Evelyn’s heart quickened a beat and her stomach flip-flopped. “So what do you mean? I can tell Mama? You want me to call Aunt—?”
Granny B looked at her, her body bent in a forty-five-degree angle, a hand on each arm of the chair she was using to push herself upright. “So that means you wont me to call yo’ husband and tell him yo’ news?” She stood completely straight then and reached out toward Evelyn’s phone. “Just tell me the number. I’ll call him right now. I’m sure Kevin still tryin’ to get through since you hung up on him. If he ain’t mad yet, he will be in just a minute.”

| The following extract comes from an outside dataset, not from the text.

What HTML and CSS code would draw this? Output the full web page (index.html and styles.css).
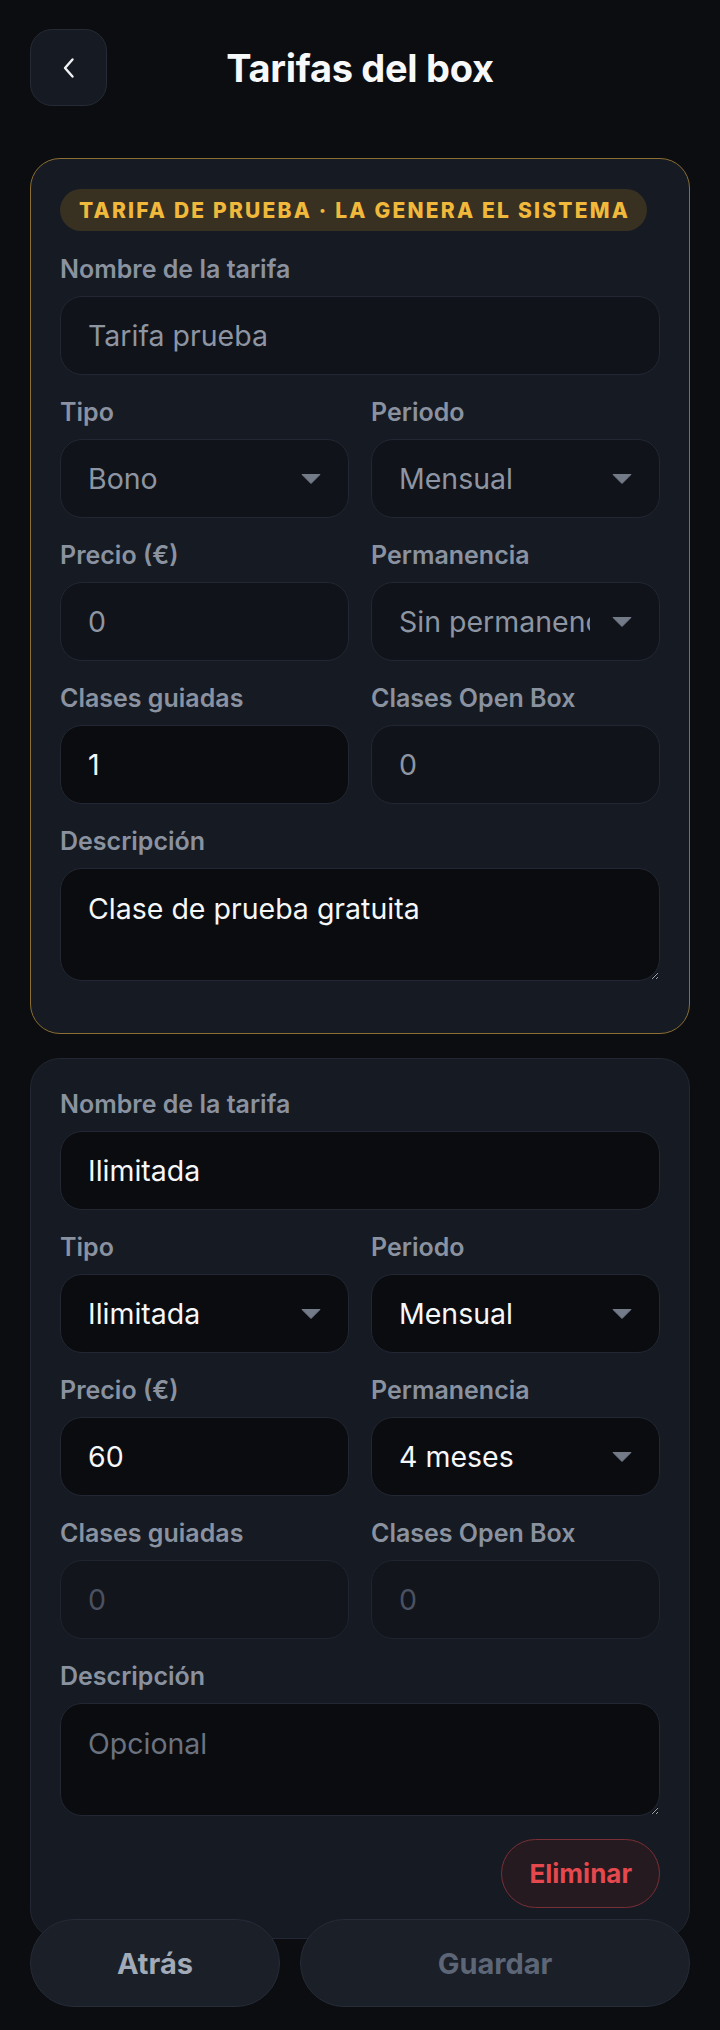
FILE: index.html
```html
<!DOCTYPE html>
<html lang="es">
<head>
<meta charset="utf-8">
<title>Tarifas del box</title>
<link rel="stylesheet" href="styles.css">
</head>
<body>
<div class="page">
  <header class="header">
    <button class="back-btn" aria-label="Volver">
      <svg width="14" height="24" viewBox="0 0 14 24"><path d="M10.5 3.5 L3 12 L10.5 20.5" fill="none" stroke="#f2f3f5" stroke-width="2.4" stroke-linecap="round" stroke-linejoin="round"/></svg>
    </button>
    <h1 class="title">Tarifas del box</h1>
    <span class="header-spacer"></span>
  </header>

  <section class="card card--trial">
    <div class="badge">TARIFA DE PRUEBA · LA GENERA EL SISTEMA</div>
    <div class="field">
      <label class="label">Nombre de la tarifa</label>
      <div class="box box--muted">Tarifa prueba</div>
    </div>
    <div class="grid">
      <div class="field">
        <label class="label">Tipo</label>
        <div class="box box--muted select"><span class="select-value">Bono</span><svg class="arrow" width="20" height="10" viewBox="0 0 20 10"><path d="M1 0.5 H19 L10 9.5 Z" fill="currentColor" stroke="currentColor" stroke-width="1" stroke-linejoin="round"/></svg></div>
      </div>
      <div class="field">
        <label class="label">Periodo</label>
        <div class="box box--muted select"><span class="select-value">Mensual</span><svg class="arrow" width="20" height="10" viewBox="0 0 20 10"><path d="M1 0.5 H19 L10 9.5 Z" fill="currentColor" stroke="currentColor" stroke-width="1" stroke-linejoin="round"/></svg></div>
      </div>
      <div class="field">
        <label class="label">Precio (€)</label>
        <div class="box box--muted">0</div>
      </div>
      <div class="field">
        <label class="label">Permanencia</label>
        <div class="box box--muted select"><span class="select-value">Sin permanencia</span><svg class="arrow" width="20" height="10" viewBox="0 0 20 10"><path d="M1 0.5 H19 L10 9.5 Z" fill="currentColor" stroke="currentColor" stroke-width="1" stroke-linejoin="round"/></svg></div>
      </div>
      <div class="field">
        <label class="label">Clases guiadas</label>
        <div class="box box--filled">1</div>
      </div>
      <div class="field">
        <label class="label">Clases Open Box</label>
        <div class="box box--muted">0</div>
      </div>
    </div>
    <div class="field">
      <label class="label">Descripción</label>
      <textarea class="textarea textarea--filled">Clase de prueba gratuita</textarea>
    </div>
  </section>

  <section class="card">
    <div class="field">
      <label class="label">Nombre de la tarifa</label>
      <div class="box box--filled">Ilimitada</div>
    </div>
    <div class="grid">
      <div class="field">
        <label class="label">Tipo</label>
        <div class="box box--filled select"><span class="select-value">Ilimitada</span><svg class="arrow" width="20" height="10" viewBox="0 0 20 10"><path d="M1 0.5 H19 L10 9.5 Z" fill="currentColor" stroke="currentColor" stroke-width="1" stroke-linejoin="round"/></svg></div>
      </div>
      <div class="field">
        <label class="label">Periodo</label>
        <div class="box box--filled select"><span class="select-value">Mensual</span><svg class="arrow" width="20" height="10" viewBox="0 0 20 10"><path d="M1 0.5 H19 L10 9.5 Z" fill="currentColor" stroke="currentColor" stroke-width="1" stroke-linejoin="round"/></svg></div>
      </div>
      <div class="field">
        <label class="label">Precio (€)</label>
        <div class="box box--filled">60</div>
      </div>
      <div class="field">
        <label class="label">Permanencia</label>
        <div class="box box--filled select"><span class="select-value">4 meses</span><svg class="arrow" width="20" height="10" viewBox="0 0 20 10"><path d="M1 0.5 H19 L10 9.5 Z" fill="currentColor" stroke="currentColor" stroke-width="1" stroke-linejoin="round"/></svg></div>
      </div>
      <div class="field">
        <label class="label">Clases guiadas</label>
        <div class="box box--disabled">0</div>
      </div>
      <div class="field">
        <label class="label">Clases Open Box</label>
        <div class="box box--disabled">0</div>
      </div>
    </div>
    <div class="field">
      <label class="label">Descripción</label>
      <textarea class="textarea textarea--filled" placeholder="Opcional"></textarea>
    </div>
    <div class="card-actions">
      <button class="btn-delete">Eliminar</button>
    </div>
  </section>
</div>

<footer class="footer">
  <button class="footer-btn footer-btn--back">Atrás</button>
  <button class="footer-btn footer-btn--save">Guardar</button>
</footer>
</body>
</html>
```

FILE: styles.css
```css
* {
  box-sizing: border-box;
}

html, body {
  margin: 0;
  padding: 0;
  background: #0b0d11;
}

body {
  font-family: "Inter", "Liberation Sans", sans-serif;
  color: #f4f5f7;
}

.page {
  padding: 29px 30px 0;
}

.header {
  display: grid;
  grid-template-columns: 77px 1fr 77px;
  align-items: center;
  margin-bottom: 52px;
}

.back-btn {
  width: 77px;
  height: 77px;
  border-radius: 22px;
  background: #161a22;
  border: 1.5px solid #252a35;
  display: flex;
  align-items: center;
  justify-content: center;
  padding: 0;
}

.title {
  margin: 0;
  text-align: center;
  font-size: 38px;
  font-weight: 700;
  letter-spacing: -0.3px;
  color: #f7f8fa;
}

.card {
  background: #161a22;
  border: 1.5px solid #222733;
  border-radius: 30px;
  padding: 30px 29px 30px;
  display: flex;
  flex-direction: column;
  gap: 22px;
  margin-bottom: 24px;
}

.card--trial {
  border-color: #8b6e33;
  padding-bottom: 52px;
}

.badge {
  align-self: flex-start;
  height: 42px;
  border-radius: 21px;
  background: #383122;
  color: #f1b93b;
  font-size: 21px;
  font-weight: 800;
  letter-spacing: 2.2px;
  display: flex;
  align-items: center;
  padding: 0 17px 0 19px;
  white-space: nowrap;
  margin-bottom: 1px;
}

.field {
  display: flex;
  flex-direction: column;
  gap: 12px;
  min-width: 0;
}

.label {
  font-size: 25px;
  line-height: 30px;
  font-weight: 600;
  color: #8a92a0;
  letter-spacing: 0;
}

.grid {
  display: grid;
  grid-template-columns: 1fr 1fr;
  column-gap: 22px;
  row-gap: 22px;
}

.box {
  height: 79px;
  border-radius: 22px;
  border: 1.5px solid #222733;
  padding: 0 27px;
  display: flex;
  align-items: center;
  font-size: 28.5px;
  font-weight: 400;
  min-width: 0;
}

.box--muted {
  background: #10131a;
  color: #8e95a2;
}

.box--filled {
  background: #0a0c10;
  color: #f6f7f9;
}

.box--disabled {
  background: #12151c;
  color: #4a5160;
  border-color: #1f242e;
}

.select {
  gap: 22px;
}

.select-value {
  flex: 1;
  min-width: 0;
  overflow: hidden;
  white-space: nowrap;
}

.arrow {
  flex: none;
  color: #737a88;
}

.textarea {
  display: block;
  width: 100%;
  height: 113px;
  border-radius: 22px;
  border: 1.5px solid #222733;
  padding: 23px 27px 19px;
  font-family: "Inter", "Liberation Sans", sans-serif;
  font-size: 28.5px;
  line-height: 1.2;
  resize: vertical;
  outline: none;
}

.textarea--filled {
  background: #0a0c10;
  color: #f6f7f9;
}

.textarea::placeholder {
  color: #6b7280;
}

.card-actions {
  display: flex;
  justify-content: flex-end;
  margin-top: 1px;
}

.btn-delete {
  height: 69px;
  padding: 0 27px;
  border-radius: 35px;
  border: 1.5px solid #7a2f36;
  background: #241a20;
  color: #e5484d;
  font-family: "Inter", "Liberation Sans", sans-serif;
  font-size: 26px;
  font-weight: 700;
}

.footer {
  position: fixed;
  left: 30px;
  right: 30px;
  bottom: 23px;
  display: flex;
  gap: 20px;
}

.footer-btn {
  height: 88px;
  border-radius: 44px;
  border: 1.5px solid #262c38;
  background: #1a1f28;
  font-family: "Inter", "Liberation Sans", sans-serif;
  font-size: 29px;
  font-weight: 700;
}

.footer-btn--back {
  width: 250px;
  flex: none;
  color: #a2aab7;
}

.footer-btn--save {
  flex: 1;
  color: #5d6676;
}
```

Evelyn laughed so hard, she snorted. Finally she composed herself. Her nose ran, and her stomach ached from the exertion, but it sure felt good. When she looked at Granny B, she saw that she was still inclined toward her with an outstretched hand. “I’ll do my own dirty work, thank you very much. You can do yours.”
Granny B cracked a smile. The sight of it actually stopped Evelyn’s laughter cold. “Well, then. We both need to get to bed. We got a beautiful day to ruin for a lotta folk and not much time to do it in.” She let the screen door slam closed behind her. “Good night, chile.”
“Good night, Granny B.” As Granny B hobbled to her room, Evelyn sat peering into the yard with a lighter heart, her spirit dancing with the lightning bugs.